··· DATASET SECTION ···

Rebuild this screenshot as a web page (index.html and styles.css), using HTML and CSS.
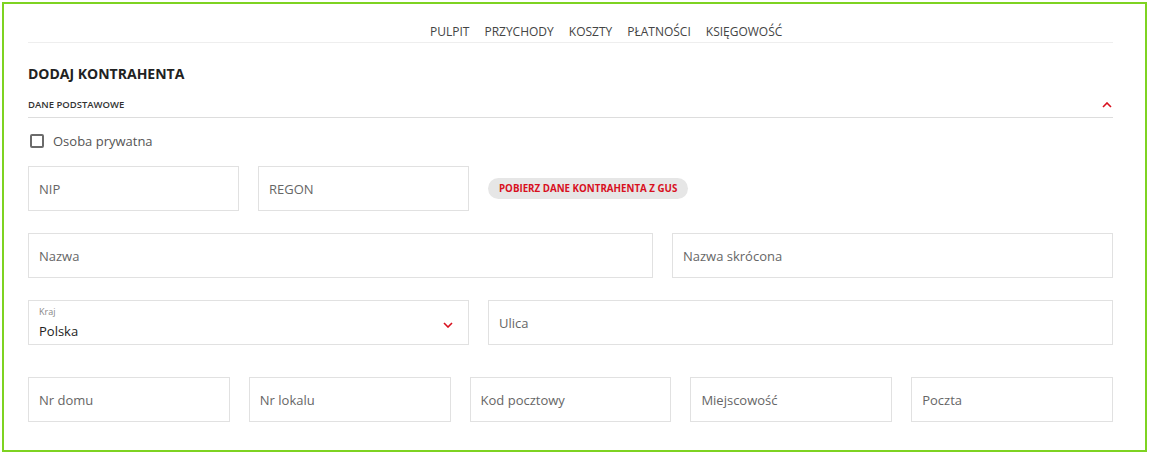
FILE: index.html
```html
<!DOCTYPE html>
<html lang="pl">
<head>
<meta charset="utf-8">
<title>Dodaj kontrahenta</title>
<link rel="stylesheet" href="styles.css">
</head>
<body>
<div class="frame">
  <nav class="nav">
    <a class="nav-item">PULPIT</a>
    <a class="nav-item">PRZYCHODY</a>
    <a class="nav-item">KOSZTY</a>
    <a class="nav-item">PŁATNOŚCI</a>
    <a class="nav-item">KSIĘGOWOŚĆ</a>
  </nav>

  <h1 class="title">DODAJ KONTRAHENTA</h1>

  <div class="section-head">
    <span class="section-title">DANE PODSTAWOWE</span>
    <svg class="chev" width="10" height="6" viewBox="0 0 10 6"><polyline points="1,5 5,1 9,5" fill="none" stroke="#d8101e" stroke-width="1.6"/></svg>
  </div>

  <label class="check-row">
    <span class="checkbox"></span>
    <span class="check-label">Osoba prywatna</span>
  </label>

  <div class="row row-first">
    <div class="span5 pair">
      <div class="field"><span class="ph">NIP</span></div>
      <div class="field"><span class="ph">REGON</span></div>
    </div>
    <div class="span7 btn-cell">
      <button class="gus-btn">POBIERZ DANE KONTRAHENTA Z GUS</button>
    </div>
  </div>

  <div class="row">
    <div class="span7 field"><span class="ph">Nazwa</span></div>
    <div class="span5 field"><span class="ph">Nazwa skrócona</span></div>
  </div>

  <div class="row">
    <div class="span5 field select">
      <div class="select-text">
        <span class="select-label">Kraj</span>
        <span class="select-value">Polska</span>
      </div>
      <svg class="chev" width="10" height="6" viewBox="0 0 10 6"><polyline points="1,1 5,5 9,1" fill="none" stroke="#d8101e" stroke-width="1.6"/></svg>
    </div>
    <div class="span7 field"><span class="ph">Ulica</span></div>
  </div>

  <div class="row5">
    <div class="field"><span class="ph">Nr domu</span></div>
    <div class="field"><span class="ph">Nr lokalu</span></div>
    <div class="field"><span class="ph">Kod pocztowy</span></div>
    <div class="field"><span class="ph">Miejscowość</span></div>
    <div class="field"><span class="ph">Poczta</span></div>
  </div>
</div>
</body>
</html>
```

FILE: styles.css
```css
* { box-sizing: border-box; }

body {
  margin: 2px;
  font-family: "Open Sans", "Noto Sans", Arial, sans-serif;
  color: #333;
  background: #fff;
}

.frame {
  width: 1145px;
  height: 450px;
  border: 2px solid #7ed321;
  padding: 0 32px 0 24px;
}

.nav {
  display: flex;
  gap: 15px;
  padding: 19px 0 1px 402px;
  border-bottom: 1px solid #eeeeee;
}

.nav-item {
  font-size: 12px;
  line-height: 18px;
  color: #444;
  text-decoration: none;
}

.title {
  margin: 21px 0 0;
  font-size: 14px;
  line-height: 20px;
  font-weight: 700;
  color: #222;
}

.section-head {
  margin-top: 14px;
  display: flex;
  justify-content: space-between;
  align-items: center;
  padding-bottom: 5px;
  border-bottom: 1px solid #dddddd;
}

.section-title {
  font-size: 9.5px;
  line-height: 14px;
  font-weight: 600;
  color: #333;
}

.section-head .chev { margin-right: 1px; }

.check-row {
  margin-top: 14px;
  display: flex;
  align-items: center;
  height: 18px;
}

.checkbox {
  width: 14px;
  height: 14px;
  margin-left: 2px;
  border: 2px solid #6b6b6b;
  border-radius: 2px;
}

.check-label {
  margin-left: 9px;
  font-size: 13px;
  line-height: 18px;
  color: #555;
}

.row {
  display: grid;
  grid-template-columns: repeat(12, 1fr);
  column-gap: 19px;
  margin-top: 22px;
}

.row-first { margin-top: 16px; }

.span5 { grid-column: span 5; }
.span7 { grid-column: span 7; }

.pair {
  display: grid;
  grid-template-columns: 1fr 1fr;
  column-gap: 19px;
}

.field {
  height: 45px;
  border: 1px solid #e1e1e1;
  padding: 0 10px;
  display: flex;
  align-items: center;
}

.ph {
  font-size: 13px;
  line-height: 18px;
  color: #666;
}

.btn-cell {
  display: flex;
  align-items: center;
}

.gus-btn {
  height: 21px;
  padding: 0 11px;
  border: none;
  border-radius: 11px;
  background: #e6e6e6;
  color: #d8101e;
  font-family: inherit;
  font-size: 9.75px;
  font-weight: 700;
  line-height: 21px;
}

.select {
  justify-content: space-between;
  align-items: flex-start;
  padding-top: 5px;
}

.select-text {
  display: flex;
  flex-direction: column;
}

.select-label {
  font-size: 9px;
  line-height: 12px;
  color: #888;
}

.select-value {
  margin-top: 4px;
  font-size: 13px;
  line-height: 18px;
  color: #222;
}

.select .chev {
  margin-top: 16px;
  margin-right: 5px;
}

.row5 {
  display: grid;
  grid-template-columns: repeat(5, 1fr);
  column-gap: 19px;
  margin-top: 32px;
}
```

···

[DESCRIPTION OF THE TASK]:
Look through the material and copy each line that has "styles".

[SOLUTION FOR THIS TASK]:
Rebuild this screenshot as a web page (index.html and styles.css), using HTML and CSS.
<link rel="stylesheet" href="styles.css">
FILE: styles.css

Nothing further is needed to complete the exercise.